About Lawrence S. Bloomberg, C.M., O.Ont.
“Creating change is what the Bloomberg Manulife Prize is all about,” says Lawrence S. Bloomberg, chair of the Board of Directors of BloombergSen Inc., recently appointed Chancellor of Ryerson University, and co-founder of the Bloomberg Manulife Prize for the Promotion of Active Health.
As the long-time chair of the board of Toronto’s Mount Sinai Hospital, he has observed first-hand the tremendous pressures that lifestyle-related illnesses place on the health care system and by extension the Canadian and American economies. Eventually he grew frustrated by the fact that, although these challenges are widely acknowledged in the public and private sectors as well as in the media, the problem continues to get worse.
“These experiences have led me to focus many of my energies on improving health care and finding ways to better educate the population on the issues of health and lifestyle,” he explains.

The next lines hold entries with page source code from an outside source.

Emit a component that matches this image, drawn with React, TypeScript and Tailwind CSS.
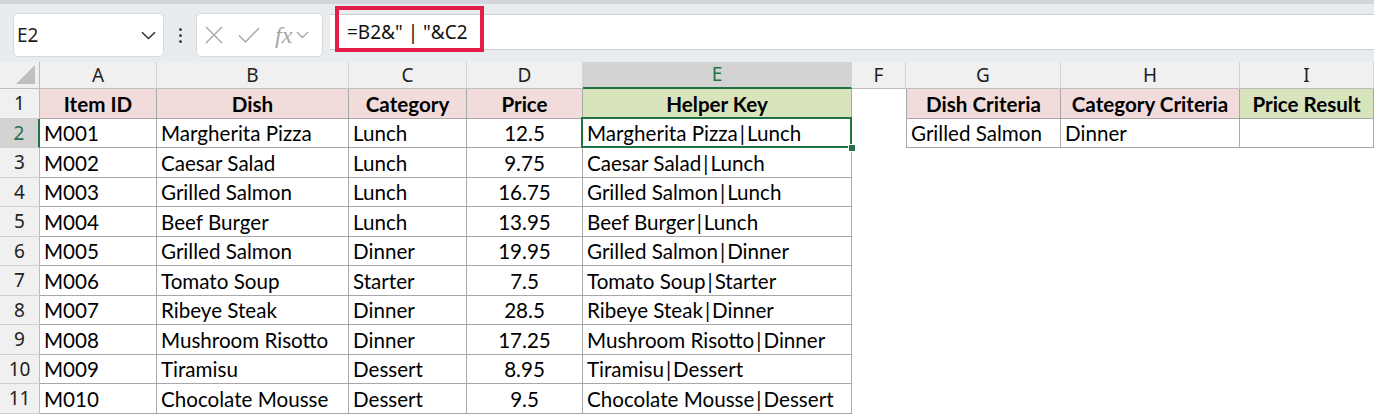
import React from "react";

const colW = ["w-[117px]", "w-[192px]", "w-[118px]", "w-[116px]", "w-[269px]", "w-[54px]", "w-[155px]", "w-[179px]", "flex-1"];
const letters = ["A", "B", "C", "D", "E", "F", "G", "H", "I"];

type Kind = "pink" | "green" | "data" | "num" | "blank" | "empty";
type C = { t?: string; k: Kind; l?: boolean; sel?: boolean; key2?: string };

const rows: string[][] = [
  ["M001", "Margherita Pizza", "Lunch", "12.5"],
  ["M002", "Caesar Salad", "Lunch", "9.75"],
  ["M003", "Grilled Salmon", "Lunch", "16.75"],
  ["M004", "Beef Burger", "Lunch", "13.95"],
  ["M005", "Grilled Salmon", "Dinner", "19.95"],
  ["M006", "Tomato Soup", "Starter", "7.5"],
  ["M007", "Ribeye Steak", "Dinner", "28.5"],
  ["M008", "Mushroom Risotto", "Dinner", "17.25"],
  ["M009", "Tiramisu", "Dessert", "8.95"],
  ["M010", "Chocolate Mousse", "Dessert", "9.5"],
];

function cellsFor(i: number): C[] {
  if (i === 0) {
    return [
      { t: "Item ID", k: "pink" },
      { t: "Dish", k: "pink" },
      { t: "Category", k: "pink" },
      { t: "Price", k: "pink" },
      { t: "Helper Key", k: "green" },
      { k: "blank" },
      { t: "Dish Criteria", k: "pink", l: true },
      { t: "Category Criteria", k: "pink" },
      { t: "Price Result", k: "green" },
    ];
  }
  const r = rows[i - 1];
  const base: C[] = [
    { t: r[0], k: "data" },
    { t: r[1], k: "data" },
    { t: r[2], k: "data" },
    { t: r[3], k: "num" },
    { t: r[1], key2: r[2], k: "data", sel: i === 1 },
    { k: "blank" },
  ];
  if (i === 1) {
    return [...base, { t: "Grilled Salmon", k: "data", l: true }, { t: "Dinner", k: "data" }, { k: "empty" }];
  }
  return [...base, { k: "blank" }, { k: "blank" }, { k: "blank" }];
}

function Cell({ c, w }: { c: C; w: string }) {
  if (c.k === "blank") return <div className={`${w} h-full bg-white`} />;
  const fill = c.k === "pink" ? "bg-[#f2dcdb]" : c.k === "green" ? "bg-[#d8e4bc]" : "bg-white";
  const align = c.k === "pink" || c.k === "green" ? "justify-center font-bold" : c.k === "num" ? "justify-center" : "justify-start pl-[4px]";
  return (
    <div
      className={`${w} relative h-full flex items-center pt-[2px] border-r border-b border-[#a8a8a8] ${c.l ? "border-l" : ""} ${fill} ${align}`}
    >
      <span className="whitespace-pre">
        {c.t}
        {c.key2 && (
          <>
            <span className="mx-[2px]">|</span>
            {c.key2}
          </>
        )}
      </span>
      {c.sel && (
        <>
          <div className="absolute left-[-2px] top-[-2px] right-[-1px] bottom-[-1px] border-2 border-[#217346] z-10" />
          <div className="absolute right-[-5px] bottom-[-5px] w-[8px] h-[8px] bg-[#217346] border border-white z-20" />
        </>
      )}
    </div>
  );
}

export default function App() {
  return (
    <div className="w-[1374px] h-[416px] overflow-hidden bg-white text-black">
      {/* formula bar */}
      <div className="relative h-[62px] bg-[#e9ecef] border-t-[4px] border-[#d2d6da] flex items-start pt-[9px] font-['Noto_Sans',sans-serif]">
        <div className="ml-[13px] w-[151px] h-[44px] bg-white border border-[#d9d9d9] rounded-[5px] flex items-center justify-between pl-[3px] pr-[7px]">
          <span className="text-[19px] text-[#1f1f1f]">E2</span>
          <svg width="15" height="9" viewBox="0 0 15 9" fill="none" stroke="#333" strokeWidth="1.6">
            <path d="M1 1.2 L7.5 7.5 L14 1.2" />
          </svg>
        </div>
        <div className="w-[32px] h-[44px] flex flex-col items-center justify-center gap-[3px]">
          <span className="w-[3px] h-[3px] bg-[#444] rounded-full" />
          <span className="w-[3px] h-[3px] bg-[#444] rounded-full" />
          <span className="w-[3px] h-[3px] bg-[#444] rounded-full" />
        </div>
        <div className="w-[127px] h-[44px] bg-white border border-[#d9d9d9] rounded-[5px] flex items-center pl-[8px] gap-[15px]">
          <svg width="18" height="18" viewBox="0 0 18 18" stroke="#a6a6a6" strokeWidth="1.4" fill="none">
            <path d="M1 1 L17 17 M17 1 L1 17" />
          </svg>
          <svg width="22" height="16" viewBox="0 0 22 16" stroke="#a6a6a6" strokeWidth="1.4" fill="none">
            <path d="M1 8.5 L7.5 15 L21 1" />
          </svg>
          <div className="flex items-center gap-[4px]">
            <span className="font-['Liberation_Serif',serif] italic text-[24px] text-[#a6a6a6] leading-none">fx</span>
            <svg width="13" height="8" viewBox="0 0 13 8" fill="none" stroke="#a6a6a6" strokeWidth="1.4">
              <path d="M1 1 L6.5 6.5 L12 1" />
            </svg>
          </div>
        </div>
        <div className="ml-[7px] flex-1 h-[36px] mt-[1px] bg-white border-y border-[#cfcfcf] flex items-center pl-[17px]">
          <span className="text-[19px] text-[#111] whitespace-pre">=B2&amp;" | "&amp;C2</span>
        </div>
        <div className="absolute left-[335px] top-[2px] w-[149px] h-[46px] border-[4px] border-[#e11d48]" />
      </div>

      {/* column headers */}
      <div className="flex h-[27px] font-['Noto_Sans',sans-serif] text-[19px] text-[#222]">
        <div className="relative w-[40px] h-full bg-[#f0f0f0] border-r border-b border-[#bdbdbd]">
          <svg className="absolute right-[4px] bottom-[4px]" width="19" height="19" viewBox="0 0 19 19">
            <path d="M19 0 L19 19 L0 19 Z" fill="#bfbfbf" />
          </svg>
        </div>
        {letters.map((l, j) => (
          <div
            key={l}
            className={`${colW[j]} h-full flex items-center justify-center border-r border-[#d4d4d4] ${
              l === "E" ? "bg-[#d3d3d3] text-[#217346] border-b-2 border-b-[#217346]" : "bg-[#f0f0f0] border-b border-b-[#bdbdbd]"
            }`}
          >
            {l}
          </div>
        ))}
      </div>

      {/* rows */}
      {Array.from({ length: 11 }).map((_, i) => (
        <div key={i} className="flex h-[29.5px] font-['Lato',sans-serif] text-[20.6px]">
          <div
            className={`w-[40px] h-full flex items-center justify-center font-['Noto_Sans',sans-serif] text-[19px] border-b border-[#d0d0d0] ${
              i === 1 ? "bg-[#d3d3d3] text-[#217346] border-r-2 border-r-[#217346]" : "bg-[#f0f0f0] text-[#222] border-r border-r-[#bdbdbd]"
            }`}
          >
            {i + 1}
          </div>
          {cellsFor(i).map((c, j) => (
            <Cell key={j} c={c} w={colW[j]} />
          ))}
        </div>
      ))}
    </div>
  );
}
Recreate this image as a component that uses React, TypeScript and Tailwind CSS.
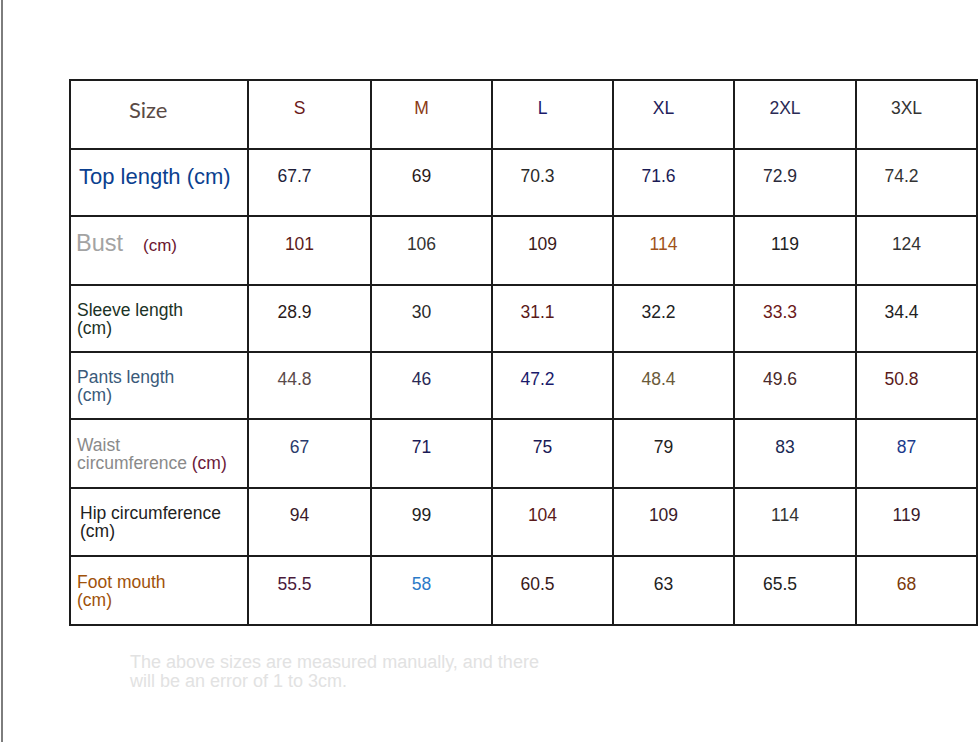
import React from "react";

type Cell = { v: string; c: string };

interface RowData {
  label: React.ReactNode;
  cells: Cell[];
  pad: string;
}

const sans = "font-['Liberation_Sans',Arial,sans-serif]";

const headCells: Cell[] = [
  { v: "S", c: "text-[#6b1a1a]" },
  { v: "M", c: "text-[#8b3a14]" },
  { v: "L", c: "text-[#1a1a6b]" },
  { v: "XL", c: "text-[#22205a]" },
  { v: "2XL", c: "text-[#2a2a55]" },
  { v: "3XL", c: "text-[#333333]" },
];

const rows: RowData[] = [
  {
    label: <span className="text-[22px] text-[#0b3f8f]">Top length (cm)</span>,
    pad: "pb-[12px] pl-[8px]",
    cells: [
      { v: "67.7", c: "text-[#1f1f3a]" },
      { v: "69", c: "text-[#2a1a1a]" },
      { v: "70.3", c: "text-[#2a2a2a]" },
      { v: "71.6", c: "text-[#1a1a55]" },
      { v: "72.9", c: "text-[#2a2a3a]" },
      { v: "74.2", c: "text-[#333333]" },
    ],
  },
  {
    label: (
      <span className="flex items-baseline">
        <span className="text-[23.5px] text-[#a3a3a3]">Bust</span>
        <span className="ml-[20px] text-[17px] text-[#6b1530]">(cm)</span>
      </span>
    ),
    pad: "pb-[12px] pl-[5px]",
    cells: [
      { v: "101", c: "text-[#5a1a1a]" },
      { v: "106", c: "text-[#333333]" },
      { v: "109", c: "text-[#3a1a1a]" },
      { v: "114", c: "text-[#a0521a]" },
      { v: "119", c: "text-[#222222]" },
      { v: "124", c: "text-[#333333]" },
    ],
  },
  {
    label: (
      <span className="text-[#1c3326]">
        Sleeve length
        <br />
        (cm)
      </span>
    ),
    pad: "pl-[6px]",
    cells: [
      { v: "28.9", c: "text-[#2a1a1a]" },
      { v: "30", c: "text-[#2a2a2a]" },
      { v: "31.1", c: "text-[#5a1a1a]" },
      { v: "32.2", c: "text-[#222222]" },
      { v: "33.3", c: "text-[#6b1a1a]" },
      { v: "34.4", c: "text-[#222222]" },
    ],
  },
  {
    label: (
      <span className="text-[#3a5a7a]">
        Pants length
        <br />
        (cm)
      </span>
    ),
    pad: "pl-[6px]",
    cells: [
      { v: "44.8", c: "text-[#5a4a4a]" },
      { v: "46", c: "text-[#2a2a55]" },
      { v: "47.2", c: "text-[#1a1a6b]" },
      { v: "48.4", c: "text-[#6b5a3a]" },
      { v: "49.6", c: "text-[#4a2a2a]" },
      { v: "50.8", c: "text-[#5a1a1a]" },
    ],
  },
  {
    label: (
      <span className="text-[#8a8a8a]">
        Waist
        <br />
        circumference <span className="text-[#6b1a3a]">(cm)</span>
      </span>
    ),
    pad: "pl-[6px]",
    cells: [
      { v: "67", c: "text-[#2a3a6b]" },
      { v: "71", c: "text-[#1a1a55]" },
      { v: "75", c: "text-[#1a1a55]" },
      { v: "79", c: "text-[#222222]" },
      { v: "83", c: "text-[#1a2a55]" },
      { v: "87", c: "text-[#1a3a8b]" },
    ],
  },
  {
    label: (
      <span className="text-[#222222]">
        Hip circumference
        <br />
        (cm)
      </span>
    ),
    pad: "pl-[9px]",
    cells: [
      { v: "94", c: "text-[#3a1a2a]" },
      { v: "99", c: "text-[#222222]" },
      { v: "104", c: "text-[#5a1a1a]" },
      { v: "109", c: "text-[#3a1a2a]" },
      { v: "114", c: "text-[#333333]" },
      { v: "119", c: "text-[#3a1a2a]" },
    ],
  },
  {
    label: (
      <span className="text-[#a0520a]">
        Foot mouth
        <br />
        (cm)
      </span>
    ),
    pad: "pl-[6px]",
    cells: [
      { v: "55.5", c: "text-[#4a1a3a]" },
      { v: "58", c: "text-[#2a7ac8]" },
      { v: "60.5", c: "text-[#3a1a1a]" },
      { v: "63", c: "text-[#222222]" },
      { v: "65.5", c: "text-[#222222]" },
      { v: "68", c: "text-[#7a3a0a]" },
    ],
  },
];

const cellBase = "border-r-2 border-b-2 border-[#1c1c1c] flex items-center";

// decimals sit a little further left than whole numbers in the original
const ValueCell = ({ cell }: { cell: Cell }) => (
  <div
    className={`${cellBase} justify-center pb-[13px] text-[17.5px] ${
      cell.v.includes(".") ? "pr-[30px]" : "pr-5"
    } ${cell.c}`}
  >
    {cell.v}
  </div>
);

export default function App() {
  return (
    <div className={`ml-px h-[742px] w-[979px] overflow-hidden border-l-2 border-[#7d7d7d] bg-white ${sans}`}>
      <div className="ml-[66px] mt-[79px] grid w-max grid-cols-[178px_123px_121px_121px_121px_122px_121px] grid-rows-[69px_67px_69px_67px_67px_69px_68px_69px] border-l-2 border-t-2 border-[#1c1c1c]">
        {/* header */}
        <div className={`${cellBase} pl-[58px] pb-[10px] font-['Lato',sans-serif] text-[22px] text-[#5a4a45]`}>
          Size
        </div>
        {headCells.map((c, i) => (
          <ValueCell key={i} cell={c} />
        ))}

        {rows.map((r, ri) => (
          <React.Fragment key={ri}>
            <div className={`${cellBase} text-[17.5px] leading-[18px] ${r.pad}`}>{r.label}</div>
            {r.cells.map((c, ci) => (
              <ValueCell key={ci} cell={c} />
            ))}
          </React.Fragment>
        ))}
      </div>

      <p className="ml-[127px] mt-[27px] text-[18px] leading-[19px] text-[#e2e2e2]">
        The above sizes are measured manually, and there
        <br />
        will be an error of 1 to 3cm.
      </p>
    </div>
  );
}
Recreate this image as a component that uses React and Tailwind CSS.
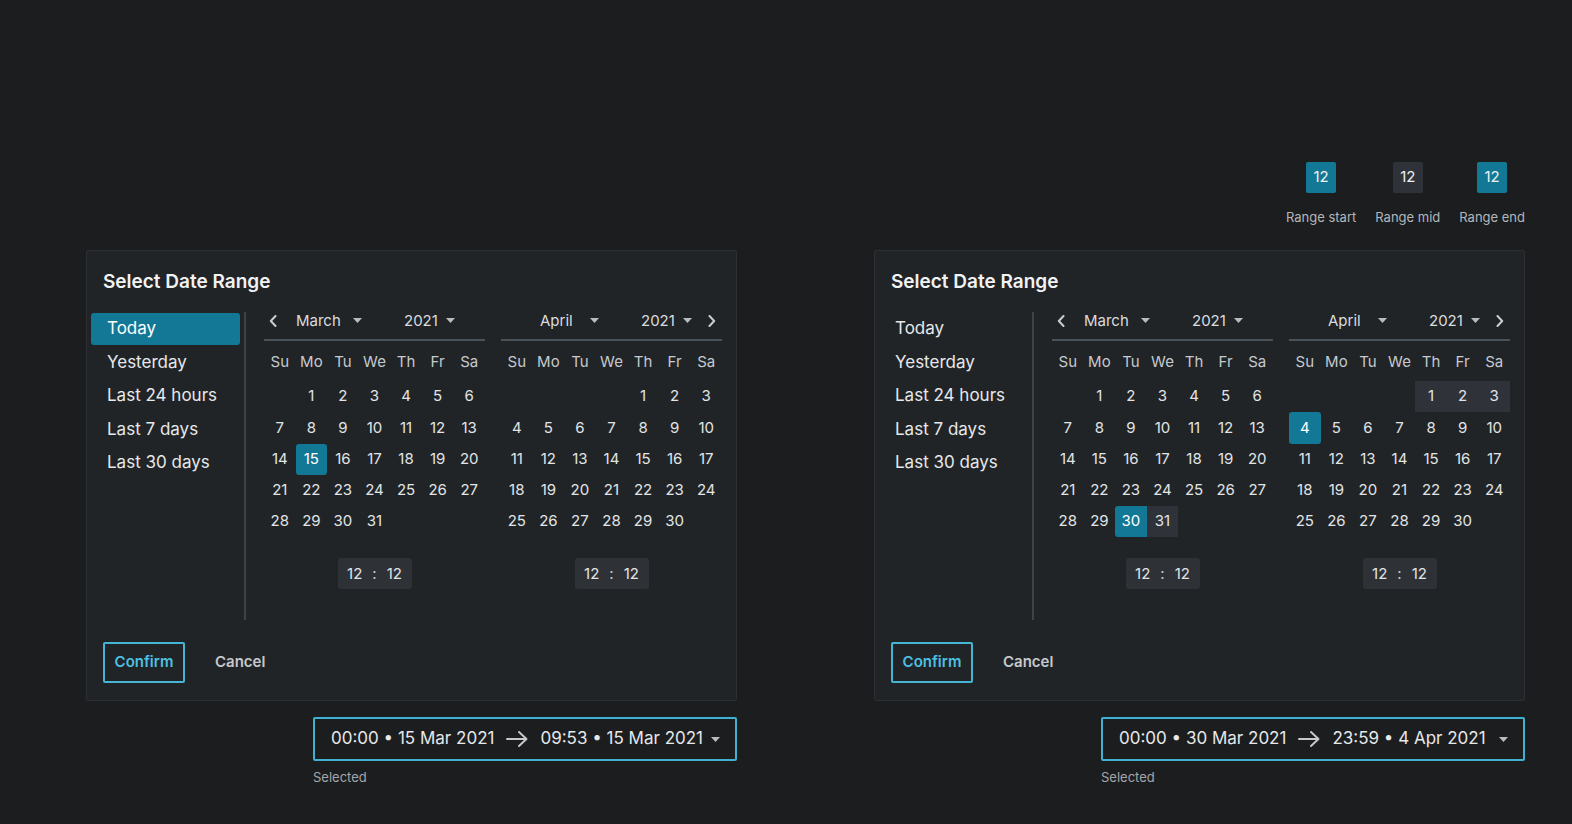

Some of Mr. Bloomberg’s contributions to this area have included his support of the School of Nursing at the University of Toronto and the Centre for Women’s and Infants’ Health at Mount Sinai. He also helped establish Toronto’s Medical and Related Sciences Discovery District, or MaRs, which is advancing the commercial aspect of medical research.
Mr. Bloomberg has an MBA from McGill University and, when he decided to give back to his alma mater, active health was the area he wanted to support. It was an easy decision, not only because of Mr. Bloomberg’s passion for the issue, but because McGill’s Faculty of Education and its Department of Kinesiology and Physical Education are at the forefront of some of the most exciting research and scholarship related to healthy living. Ultimately Mr. Bloomberg decided a prize that recognizes the innovative research taking place at universities and hospitals across North America would have the greatest impact.
In partnership with Manulife Financial, the Bloomberg Manulife Prize for the Promotion of Active Health was created to serve as a vehicle for rewarding and publicly recognizing cutting-edge work that is too often confined to the pages of academic and scientific journals. The Prize aims to bring research related to active health into the public domain, where it can have a significant influence on how we live.
“That is really the essence of the Bloomberg Manulife Prize – to create positive change in people’s attitudes and behaviours toward healthy living,” Mr. Bloomberg says. “I am confident that McGill, with all its skills and talents and its international reputation for excellence, can help us accomplish our goal.”